Which is why randomizing your inputs in unit tests is important. We were testing with just one hard coded coordinate. The fix included me adding proper unit tests for the algorithm.

dave333

Reproducing the problem not only allows in depth debugging but the conditions needed to reproduce can give clues as to the cause. The most significant/interesting bug of my career was a problem in 1978 with a Linotron 606 phototypesetter at the Auckland Star newspaper in NZ that occasionally would have a small patch of mangled text at a random place in the job. Reprint the text again and the problem would disappear. The problem had been outstanding for several months as it wasn't a showstopper. The hardware engineer and I figured it might be related to how the fonts were pulled off disk and put in the typesetting memory buffer so we set up some artificial disk transfer errors where every 50th transfer would fail and sure enough this made the problem happen 100% of the time. From there simply inspecting the code that transferred the fonts we found the problem which was that an extra blank character used for filling the background in reverse video (white text on black background) which was put at the top of the buffer was omitted when things were redone after a disk transfer error. So all the character addresses in the buffer were incorrect resulting in mangled characters.

dave333

A corollary rule is what makes a problem go away. I was pulled into a war room situation on a remote call (pre Zoom days) to debug a problem where after some digging it seemed some variable was being corrupted deep in the code. I suspected it might be a scope issue with two variables with the same name in different functions that the author thought were separate but which were actually one value. I descended the function tree from the top changing every variable "i" to something unique until luckily the problem went away. Made my boss happy.

pdpi

In a narrower sense of the word, one technique I developed early on in my career that I don’t see mentioned very often is exploratory debugging. At its most basic, you run the program, look at the output and find the output string in the source code. Then you set a breakpoint there, and go again. You’re now in a place where you can start understanding the program by working backwards from the output.

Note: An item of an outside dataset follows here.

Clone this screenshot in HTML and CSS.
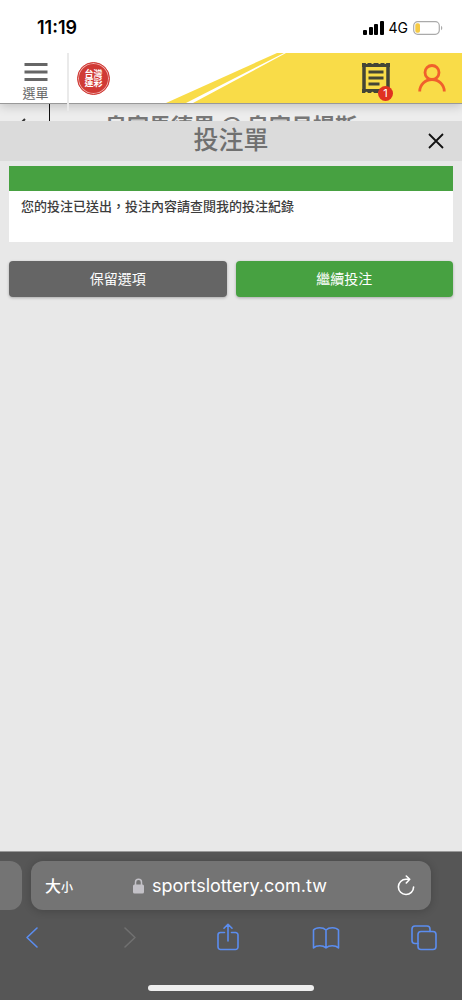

One thing that makes me sad about the pervasive use of async/await-style programming is that it usually breaks the stack in a way that makes this technique a bit useless.

toolslive

He has a point about reproducing the issue. However, tracing is better than logging, and for god's sake, put a f*cking breakpoint.

wakawaka28

This seems kinda basic. Of course you need a way to reproduce an issue. But is that all you got? The talking down to juniors at the end, as if he laid out some huge insights, is also slightly hilarious.

z33k

”If you don’t love your logging system, proactively fix that problem.”

Really, you have a ”one-system” where you can see _ALL_ the logs? I don’t believe that. This whole software thing is abstractions everywhere, and we are probably using some abstraction somewhere that isn’t compatible with this fabled ”one-system”.

Often the most debugging takes place on the least observable systems.